Studio Ghibli's movies are not valuable because they are scarce, they are valuable because there's meaning and joy in them that is not for instant gratification or cheap meme-making. Flooding the internet discourse with Ghibli memes is not "making the scarce more available", it's producing knock-offs that have the potential to saturate our collective minds and make them "inured" against the real Ghibli.
It's not about being a luddite or rejecting technological progress, it's about not wishing to see our culture destroyed with noise that drowns everything else. And yes, pop culture IS culture.
By the way, it's not about Ghibli, TFA-within-TFA also mentions Nabokov, just in case someone goes "I didn't like Ghibli to begin with, so what?".
The words I had in mind were 'dilution', and 'cheapen'. I also recalled Miyazaki's stance on GenAI (he detests it) and thought one couldn't come up with a better stunt to insult him than by flooding the Internet with imitations of his work.
One could say that it also raised awareness of Ghibli movies to people who didn't know them (and I know quite a few who never heard of him). So I'm not sure it's all black.
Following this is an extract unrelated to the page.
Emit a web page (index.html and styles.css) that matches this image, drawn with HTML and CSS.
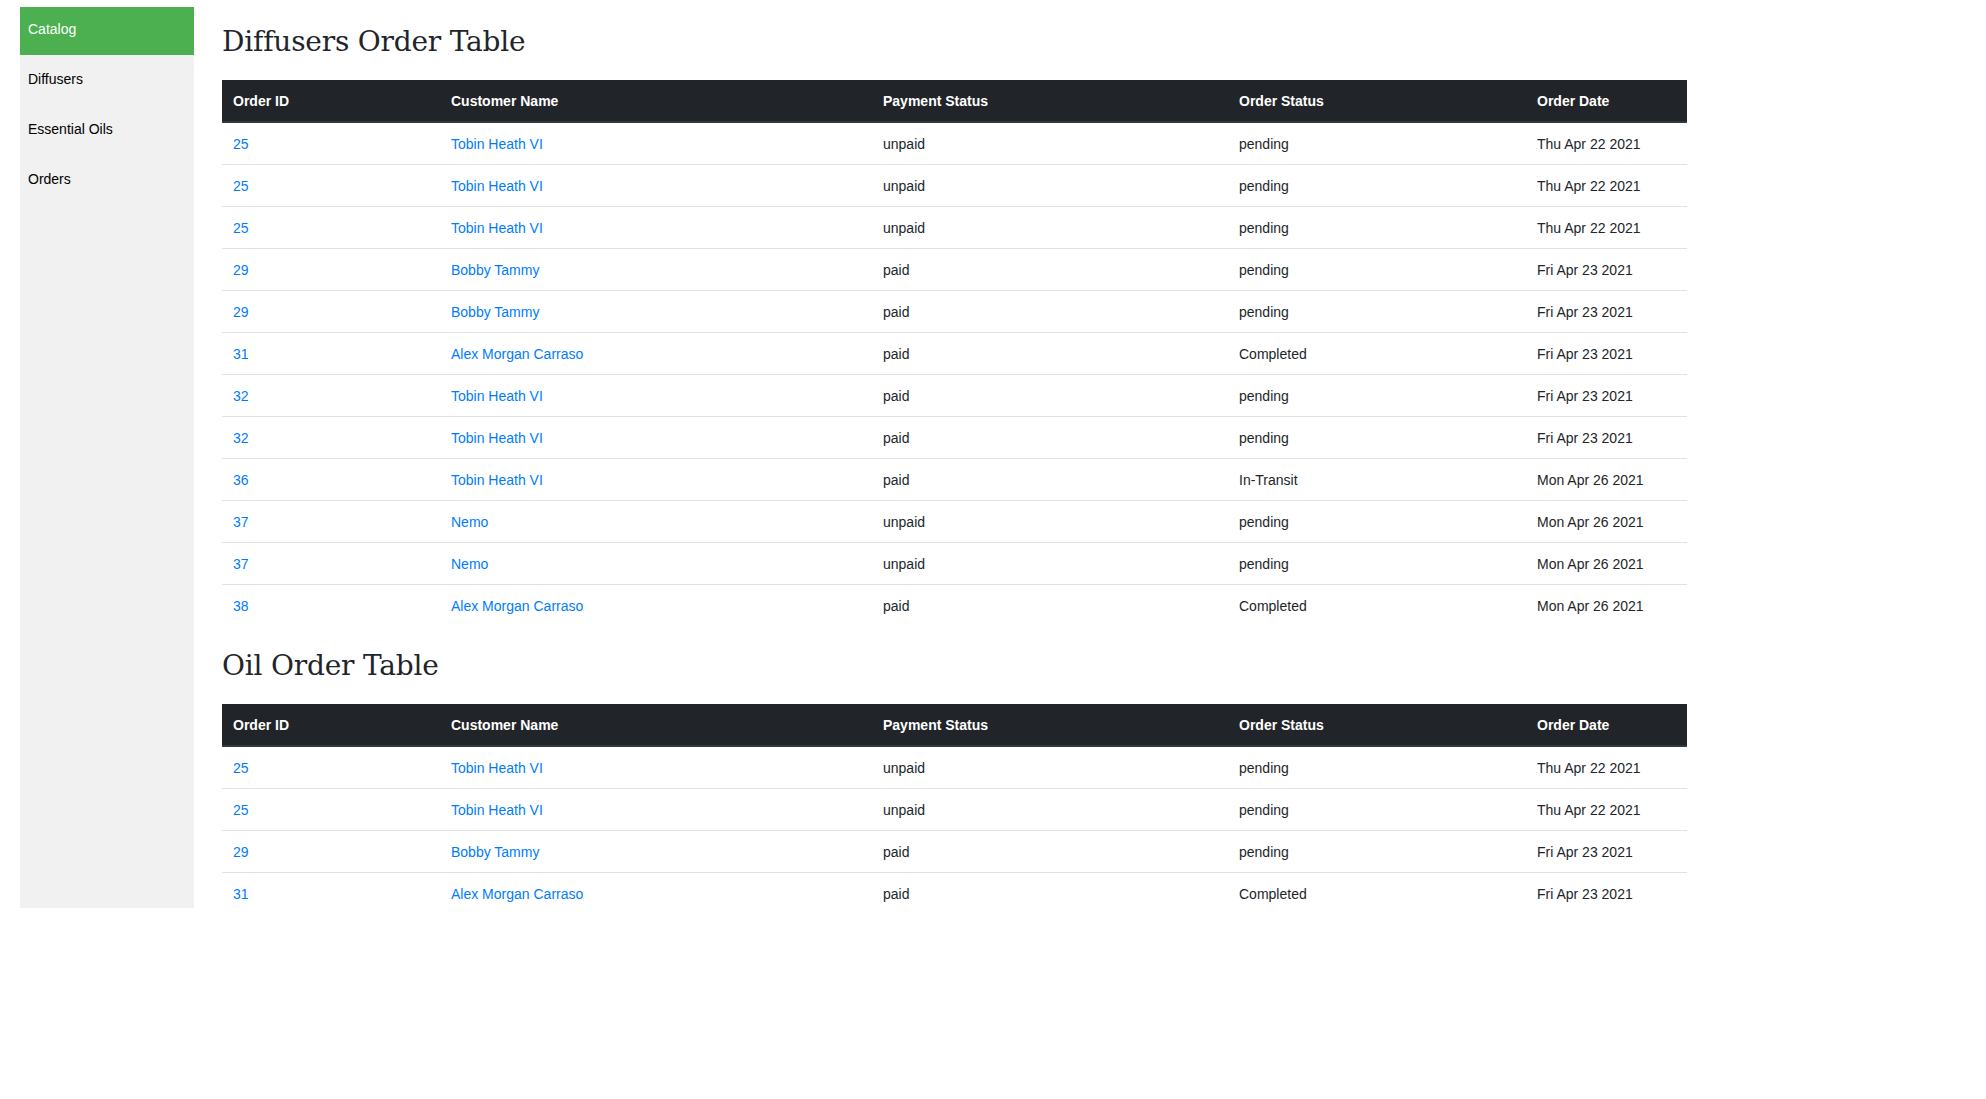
FILE: index.html
```html
<!DOCTYPE html>
<html lang="en">
<head>
<meta charset="utf-8">
<title>Orders</title>
<link rel="stylesheet" href="styles.css">
</head>
<body>
<div class="layout">
  <nav class="sidebar">
    <a class="nav-item active" href="#">Catalog</a>
    <a class="nav-item" href="#">Diffusers</a>
    <a class="nav-item" href="#">Essential Oils</a>
    <a class="nav-item" href="#">Orders</a>
  </nav>
  <main class="main">
    <h2 class="section-title">Diffusers Order Table</h2>
    <table class="orders">
      <colgroup>
        <col class="c1"><col class="c2"><col class="c3"><col class="c4"><col class="c5">
      </colgroup>
      <thead>
        <tr><th>Order ID</th><th>Customer Name</th><th>Payment Status</th><th>Order Status</th><th>Order Date</th></tr>
      </thead>
      <tbody>
        <tr><td><a href="#">25</a></td><td><a href="#">Tobin Heath VI</a></td><td>unpaid</td><td>pending</td><td>Thu Apr 22 2021</td></tr>
        <tr><td><a href="#">25</a></td><td><a href="#">Tobin Heath VI</a></td><td>unpaid</td><td>pending</td><td>Thu Apr 22 2021</td></tr>
        <tr><td><a href="#">25</a></td><td><a href="#">Tobin Heath VI</a></td><td>unpaid</td><td>pending</td><td>Thu Apr 22 2021</td></tr>
        <tr><td><a href="#">29</a></td><td><a href="#">Bobby Tammy</a></td><td>paid</td><td>pending</td><td>Fri Apr 23 2021</td></tr>
        <tr><td><a href="#">29</a></td><td><a href="#">Bobby Tammy</a></td><td>paid</td><td>pending</td><td>Fri Apr 23 2021</td></tr>
        <tr><td><a href="#">31</a></td><td><a href="#">Alex Morgan Carraso</a></td><td>paid</td><td>Completed</td><td>Fri Apr 23 2021</td></tr>
        <tr><td><a href="#">32</a></td><td><a href="#">Tobin Heath VI</a></td><td>paid</td><td>pending</td><td>Fri Apr 23 2021</td></tr>
        <tr><td><a href="#">32</a></td><td><a href="#">Tobin Heath VI</a></td><td>paid</td><td>pending</td><td>Fri Apr 23 2021</td></tr>
        <tr><td><a href="#">36</a></td><td><a href="#">Tobin Heath VI</a></td><td>paid</td><td>In-Transit</td><td>Mon Apr 26 2021</td></tr>
        <tr><td><a href="#">37</a></td><td><a href="#">Nemo</a></td><td>unpaid</td><td>pending</td><td>Mon Apr 26 2021</td></tr>
        <tr><td><a href="#">37</a></td><td><a href="#">Nemo</a></td><td>unpaid</td><td>pending</td><td>Mon Apr 26 2021</td></tr>
        <tr><td><a href="#">38</a></td><td><a href="#">Alex Morgan Carraso</a></td><td>paid</td><td>Completed</td><td>Mon Apr 26 2021</td></tr>
      </tbody>
    </table>

    <h2 class="section-title">Oil Order Table</h2>
    <table class="orders">
      <colgroup>
        <col class="c1"><col class="c2"><col class="c3"><col class="c4"><col class="c5">
      </colgroup>
      <thead>
        <tr><th>Order ID</th><th>Customer Name</th><th>Payment Status</th><th>Order Status</th><th>Order Date</th></tr>
      </thead>
      <tbody>
        <tr><td><a href="#">25</a></td><td><a href="#">Tobin Heath VI</a></td><td>unpaid</td><td>pending</td><td>Thu Apr 22 2021</td></tr>
        <tr><td><a href="#">25</a></td><td><a href="#">Tobin Heath VI</a></td><td>unpaid</td><td>pending</td><td>Thu Apr 22 2021</td></tr>
        <tr><td><a href="#">29</a></td><td><a href="#">Bobby Tammy</a></td><td>paid</td><td>pending</td><td>Fri Apr 23 2021</td></tr>
        <tr><td><a href="#">31</a></td><td><a href="#">Alex Morgan Carraso</a></td><td>paid</td><td>Completed</td><td>Fri Apr 23 2021</td></tr>
      </tbody>
    </table>
  </main>
</div>
</body>
</html>
```

FILE: styles.css
```css
* { box-sizing: border-box; }

html, body {
  margin: 0;
  padding: 0;
  background: #fff;
}

body {
  font-family: "Liberation Sans", Arial, sans-serif;
  font-size: 14px;
  color: #212529;
}

.layout {
  display: flex;
  align-items: flex-start;
  padding: 7px 0 0 20px;
}

.sidebar {
  width: 174px;
  height: 901px;
  flex: 0 0 174px;
  background: #f1f1f1;
  display: flex;
  flex-direction: column;
}

.nav-item {
  display: block;
  height: 50px;
  line-height: 48px;
  padding: 0 8px;
  color: #000;
  text-decoration: none;
  font-size: 14px;
}

.nav-item.active {
  height: 48px;
  line-height: 44px;
  background: #4caf50;
  color: #fff;
}

.main {
  margin-left: 28px;
  padding-top: 18px;
  width: 1465px;
}

.section-title {
  font-family: "DejaVu Serif", "Liberation Serif", serif;
  font-weight: normal;
  font-size: 28px;
  line-height: 34px;
  letter-spacing: -0.2px;
  color: #212529;
  margin: 0 0 21px 0;
}

.orders + .section-title {
  margin-top: 23px;
}

.orders {
  width: 1465px;
  border-collapse: collapse;
  table-layout: fixed;
}

.c1 { width: 218px; }
.c2 { width: 432px; }
.c3 { width: 356px; }
.c4 { width: 298px; }
.c5 { width: 161px; }

.orders th {
  background: #212529;
  color: #fff;
  font-weight: bold;
  text-align: left;
  padding: 13px 11px 11px 11px;
  line-height: 17px;
  border-bottom: 2px solid #32383e;
}

.orders td {
  padding: 13px 11px 11px 11px;
  line-height: 17px;
  border-top: 1px solid #dee2e6;
  vertical-align: top;
}

.orders tbody tr:first-child td {
  border-top: none;
}

.orders a {
  color: #007bff;
  text-decoration: none;
}
```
On a different angle, it shows how silly humanity is and thirsty for models has become - and let's all now make Ghibli pictures because it's cool is just the latest tiktok dance, performed by some who claimed they'd never dance on tiktok.
I think it does change things by how you are introduced to things and what parts of culture you associate it with.
I have the upmost respect for Bill Waterson for not merchandizing Calvin and Hobbes and the cultural memory of the work is better for it imo.
>Flooding the internet discourse with Ghibli memes is not "making the scarce more available", it's producing knock-offs that have the potential to saturate our collective minds and make then "vaccinated" against the real Ghibli.
I feel like this claim rests upon several unstated claims that don't seem rigorously proven. What does it take for an art style to be "saturated" in culture? What would it mean for a brain to be "vaccinated" against it?
Hoel presents the case of semantic satiation, the idea that the repeated use of a word leads to a loss of meaning and a preoccupation with the syntax and structure of the word itself, as an analogue. But semantic satiation is a very short term effect. Having once engaged in semantic satiation does not permanently make words lose their meanings.
Similarly, I am really skeptical this short term fad of using OpenAI's current image model to replicate Ghibli's work will permanently cheapen the semantic meaning of Howl's Moving Castle or Spirited Away. Hoel quotes a twitter user that apparently feels this way, but I really think people are being hyperbolic about a short term experience. Having not been on twitter much the last week, I've only been dimly aware of the phenomenon and I would guess that it won't even make it to May as a mass phenomenon, though I'm sure a handful of people will remain obsessed with it. I just don't see how that could ruin a great work of art either for me or for the culture at large.